** Begin **

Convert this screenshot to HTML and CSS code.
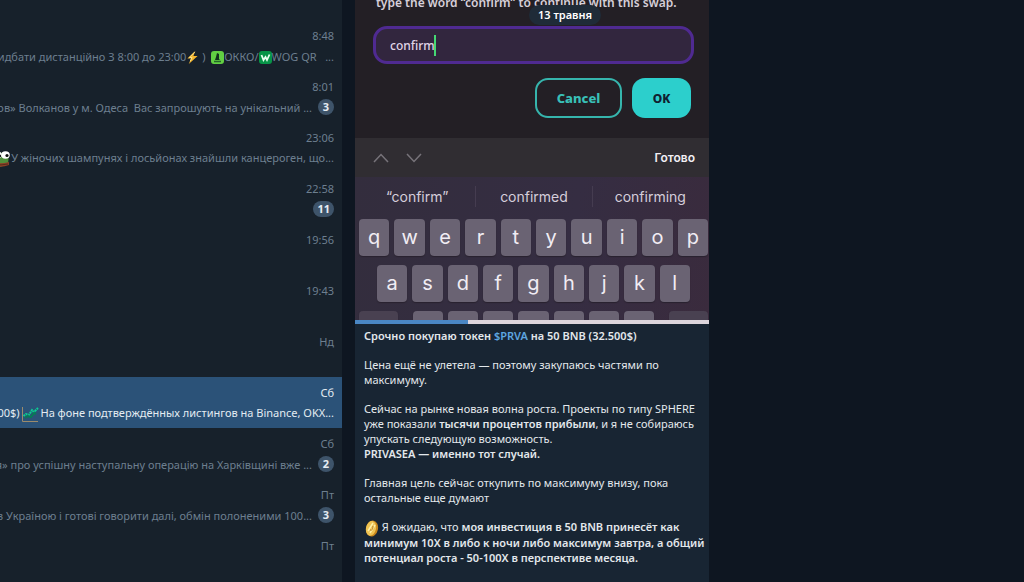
FILE: index.html
```html
<!DOCTYPE html>
<html lang="uk">
<head>
<meta charset="utf-8">
<meta name="viewport" content="width=device-width, initial-scale=1">
<title>Чати</title>
<link rel="stylesheet" href="styles.css">
</head>
<body>
<div class="app">
  <nav class="chats" aria-label="Чати">
    <div class="chat">
      <time class="time">8:48</time>
      <div class="line"><p class="preview">ридбати дистанційно З 8:00 до 23:00<svg class="emoji emoji-small" viewBox="0 0 13 14"><path d="M9.500 0 1 8h4L2.500 14 12 5.500H7.500z" fill="#f5b62e"/><path d="M9 1 3 7h3L4 11" fill="none" stroke="#ffe58a"/></svg> )&nbsp; <svg class="emoji emoji-small" viewBox="0 0 13 13"><rect width="13" height="13" rx="3" fill="#62cf43"/><path d="M6 2l2 1v5l1 1H4l1-3z" fill="#12301c"/><path d="M3 10.500h7" stroke="#24652a" stroke-width="1.500"/></svg>ОККО/<svg class="emoji emoji-small" viewBox="0 0 13 13"><rect width="13" height="13" rx="3" fill="#079447"/><path d="M2.500 4 4.500 9l2-3 1.500 3 2.500-5.500" fill="none" stroke="#e9fff0" stroke-width="1.800"/></svg>WOG QR &nbsp; ...</p></div>
    </div>
    <div class="chat">
      <time class="time">8:01</time>
      <div class="line"><p class="preview">йшов» Волканов у м. Одеса&nbsp; Вас запрошують на унікальний ...</p><span class="badge">3</span></div>
    </div>
    <div class="chat">
      <time class="time">23:06</time>
      <div class="line"><p class="preview"><svg class="emoji emoji-big" viewBox="0 0 17 17"><path d="M1 4Q4 0 8 2q4-2 8 1l-1 10q-6 4-14 2z" fill="#4f8f3b"/><ellipse cx="4.500" cy="4" rx="4.300" ry="3.700" fill="#fff"/><ellipse cx="12.500" cy="4" rx="4.300" ry="3.700" fill="#fff"/><circle cx="6.500" cy="5" r="1.600" fill="#111"/><circle cx="14" cy="4.500" r="1.600" fill="#111"/><path d="M1 12q7 1 15-1v3q-7 3-15 1z" fill="#8d3e27"/><path d="M1 13.500q7 1 14-.5" stroke="#3d2517" fill="none" stroke-width=".7"/></svg>У жіночих шампунях і лосьйонах знайшли канцероген, що...</p></div>
    </div>
    <div class="chat">
      <time class="time">22:58</time>
      <div class="line"><span class="badge">11</span></div>
    </div>
    <div class="chat"><time class="time">19:56</time></div>
    <div class="chat"><time class="time">19:43</time></div>
    <div class="chat"><time class="time">Нд</time></div>
    <div class="chat chat-active">
      <time class="time">Сб</time>
      <div class="line"><p class="preview">0,000$) <svg class="emoji emoji-big" viewBox="0 0 17 17"><path d="M.5 1v14.500H16" fill="none" stroke="#9b8b6c"/><path d="M1.500 10 4 8l3 1 3-5 2 2 4-4" fill="none" stroke="#0ccf92" stroke-width="2" stroke-dasharray="2 .7"/><path d="M3 12 6 10l3 1 3-4 2 1" fill="none" stroke="#067b56" stroke-width="2"/></svg>На фоне подтверждённых листингов на Binance, OKX...</p></div>
    </div>
    <div class="chat">
      <time class="time">Сб</time>
      <div class="line"><p class="preview">тія» про успішну наступальну операцію на Харківщині вже ...</p><span class="badge">2</span></div>
    </div>
    <div class="chat">
      <time class="time">Пт</time>
      <div class="line"><p class="preview">рів з Україною і готові говорити далі, обмін полоненими 100...</p><span class="badge">3</span></div>
    </div>
    <div class="chat"><time class="time">Пт</time></div>
  </nav>

  <main class="history">
    <div class="date">13 травня</div>
    <article class="message">
      <div class="video">
        <div class="dialog">
          <label class="prompt" for="word">type the word “confirm” to continue with this swap.</label>
          <div class="field"><input class="word" id="word" type="text" value="confirm"><span class="caret"></span></div>
          <div class="actions">
            <button class="btn btn-cancel" type="button">Cancel</button>
            <button class="btn btn-ok" type="button">OK</button>
          </div>
        </div>
        <div class="toolbar">
          <button class="arrow" type="button" aria-label="Вгору"><svg viewBox="0 0 16 10"><path d="M1 9 8 1.500 15 9"/></svg></button>
          <button class="arrow" type="button" aria-label="Вниз"><svg viewBox="0 0 16 10"><path d="M1 1 8 8.500 15 1"/></svg></button>
          <button class="done" type="button">Готово</button>
        </div>
        <div class="keyboard">
          <div class="hints">
            <button class="hint" type="button">“confirm”</button>
            <button class="hint" type="button">confirmed</button>
            <button class="hint" type="button">confirming</button>
          </div>
          <div class="keys">
            <button class="key" type="button">q</button><button class="key" type="button">w</button><button class="key" type="button">e</button><button class="key" type="button">r</button><button class="key" type="button">t</button><button class="key" type="button">y</button><button class="key" type="button">u</button><button class="key" type="button">i</button><button class="key" type="button">o</button><button class="key" type="button">p</button>
          </div>
          <div class="keys keys-mid">
            <button class="key" type="button">a</button><button class="key" type="button">s</button><button class="key" type="button">d</button><button class="key" type="button">f</button><button class="key" type="button">g</button><button class="key" type="button">h</button><button class="key" type="button">j</button><button class="key" type="button">k</button><button class="key" type="button">l</button>
          </div>
          <div class="keys keys-cut">
            <span class="key key-shift"></span><span class="key"></span><span class="key"></span><span class="key"></span><span class="key"></span><span class="key"></span><span class="key"></span><span class="key"></span><span class="key key-delete"></span>
          </div>
        </div>
        <div class="progress"><div class="played" style="width:32%"></div></div>
      </div>
      <div class="text">
        <p><b>Срочно покупаю токен <a href="#prva">$PRVA</a> на 50 BNB (32.500$)</b></p>
        <p>Цена ещё не улетела — поэтому закупаюсь частями по<br>максимуму.</p>
        <p>Сейчас на рынке новая волна роста. Проекты по типу SPHERE<br>уже показали <b>тысячи процентов прибыли</b>, и я не собираюсь<br>упускать следующую возможность.<br><b>PRIVASEA — именно тот случай.</b></p>
        <p>Главная цель сейчас откупить по максимуму внизу, пока<br>остальные еще думают</p>
        <p><svg class="emoji coin" viewBox="0 0 15 17"><ellipse cx="8" cy="8.500" rx="6" ry="8" fill="#c8871c" transform="rotate(12 8 8.500)"/><ellipse cx="7" cy="8.300" rx="5" ry="7.500" fill="#efc352" transform="rotate(12 7 8.300)"/><path d="M4 11 9 3M6 13l5-8" stroke="#fff0a8" stroke-width="1.500"/><path d="M6 10q3 1 3-4" stroke="#b97b18" fill="none"/></svg> Я ожидаю, что <b>моя инвестиция в 50 BNB принесёт как<br>минимум 10X в либо к ночи либо максимум завтра, а общий<br>потенциал роста - 50-100X в перспективе месяца.</b></p>
      </div>
    </article>
  </main>
</div>
</body>
</html>
```
FILE: styles.css
```css
* { box-sizing: border-box; }

body {
  margin: 0;
  background: #0e1621;
  font-family: "Noto Sans", "Open Sans", sans-serif;
  font-size: 11px;
  line-height: 15px;
}

p { margin: 0; }

button {
  margin: 0;
  padding: 0;
  border: 0;
  background: none;
  color: inherit;
  font: inherit;
}

.app {
  display: flex;
  height: 100vh;
  overflow: hidden;
}

/* Chat list */
.chats {
  flex: 0 0 342px;
  padding-top: 20px;
  overflow: hidden;
  background: #17212b;
  color: #6d7f8f;
}

.chat {
  display: flex;
  flex-direction: column;
  gap: 4px;
  height: 51px;
  padding: 8px 8px 0 0;
}

.chat-active {
  background: #2b5278;
  color: #e4ecf2;
}

.time { text-align: right; }

.line {
  display: flex;
  justify-content: flex-end;
  align-items: center;
  gap: 6px;
  height: 18px;
}

.preview { white-space: nowrap; }

.badge {
  flex: none;
  min-width: 16px;
  height: 16px;
  padding: 0 4px;
  border-radius: 8px;
  background: #3e546a;
  color: #e6edf3;
  font-weight: 700;
  line-height: 16px;
  text-align: center;
}

.emoji { display: inline-block; }

.emoji-small {
  width: 13px;
  height: 13px;
  vertical-align: -3px;
}

.emoji-big {
  width: 17px;
  height: 17px;
  margin: -1px 1px -1px 0;
  vertical-align: -5px;
}

/* Conversation */
.history {
  position: relative;
  flex: 1;
  padding-left: 13px;
}

.message {
  width: 100%;
  max-width: 354px;
  min-height: 100%;
  background: #182533;
  color: #e3e8ec;
}

.date {
  position: absolute;
  z-index: 1;
  top: 5px;
  left: 187px;
  height: 20px;
  padding: 0 9px;
  border-radius: 10px;
  background: #1f2b38;
  color: #fff;
  font-weight: 600;
  line-height: 20px;
}

.dialog {
  height: 138px;
  padding: 0 15px 0 18px;
  overflow: hidden;
  background: #231f25;
  color: #d6cfd9;
  font-size: 12px;
}

.prompt {
  display: block;
  height: 26px;
  margin-top: -6px;
  padding-left: 3px;
  font-weight: 600;
  line-height: 18px;
  white-space: nowrap;
}

.field {
  position: relative;
  margin-top: 6px;
}

.word {
  display: block;
  width: 100%;
  height: 38px;
  padding: 0 14px;
  border: 3px solid #4f2a91;
  border-radius: 14px;
  outline: 0;
  background: #32263e;
  color: #e0d5e7;
  font: 500 12px/18px "Noto Sans", sans-serif;
}

.caret {
  position: absolute;
  top: 9px;
  left: 61px;
  width: 2px;
  height: 21px;
  background: #45d874;
}

.actions {
  display: flex;
  justify-content: flex-end;
  gap: 10px;
  padding: 14px 3px 0 0;
}

.btn {
  height: 40px;
  border-radius: 13px;
  font-weight: 800;
}

.btn-cancel {
  width: 87px;
  border: 2px solid #36b5ad;
  color: #39c0b8;
  font-size: 13px;
}

.btn-ok {
  width: 59px;
  background: #2ccfcc;
  color: #10202f;
}

.toolbar {
  display: flex;
  align-items: center;
  gap: 17px;
  height: 39px;
  padding: 0 14px 0 18px;
  background: #302d32;
  color: #f2eff4;
}

.arrow {
  width: 16px;
  height: 10px;
}

.arrow svg {
  display: block;
  fill: none;
  stroke: #77737a;
  stroke-width: 1.500;
}

.done {
  margin-left: auto;
  font: 600 12px/18px Inter, sans-serif;
}

.keyboard {
  height: 143px;
  padding: 0 1px 0 4px;
  overflow: hidden;
  background: linear-gradient(100deg, #332d3d, #352d42 60%, #3a2b3d);
  color: #f1edf4;
  font-family: Inter, sans-serif;
}

.hints {
  display: grid;
  grid-template-columns: repeat(3, 1fr);
  height: 42px;
  padding: 9px 0 12px;
  color: #d5cedb;
  font-size: 14px;
}

.hint + .hint { border-left: 1px solid #453c50; }

.keys {
  display: flex;
  gap: 5px;
  height: 37px;
  margin-bottom: 9px;
}

.keys-mid { padding: 0 18px; }

.key {
  flex: 1;
  border-radius: 4px;
  background: #6a6373;
  box-shadow: 0 1px 1px #29222f;
  font-size: 20px;
}

.key-shift,
.key-delete {
  flex: 0 0 39px;
  background: #494151;
}

.key-shift { margin-right: 10px; }
.key-delete { margin-left: 10px; }

.progress {
  height: 4px;
  background: #dcd5dc;
}

.played {
  height: 100%;
  background: #4a87c4;
}

.text {
  display: flex;
  flex-direction: column;
  gap: 14px;
  padding: 4px 9px;
  white-space: nowrap;
}

.text b { font-weight: 600; }

.text a {
  color: #5ea6e0;
  text-decoration: none;
}

.coin {
  width: 15px;
  height: 17px;
  margin: -2px 0;
  vertical-align: -4px;
}
```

** End **

### Description of the task
Every line that holds the word "this" should be extracted.

### The reply
Convert this screenshot to HTML and CSS code.
          <label class="prompt" for="word">type the word “confirm” to continue with this swap.</label>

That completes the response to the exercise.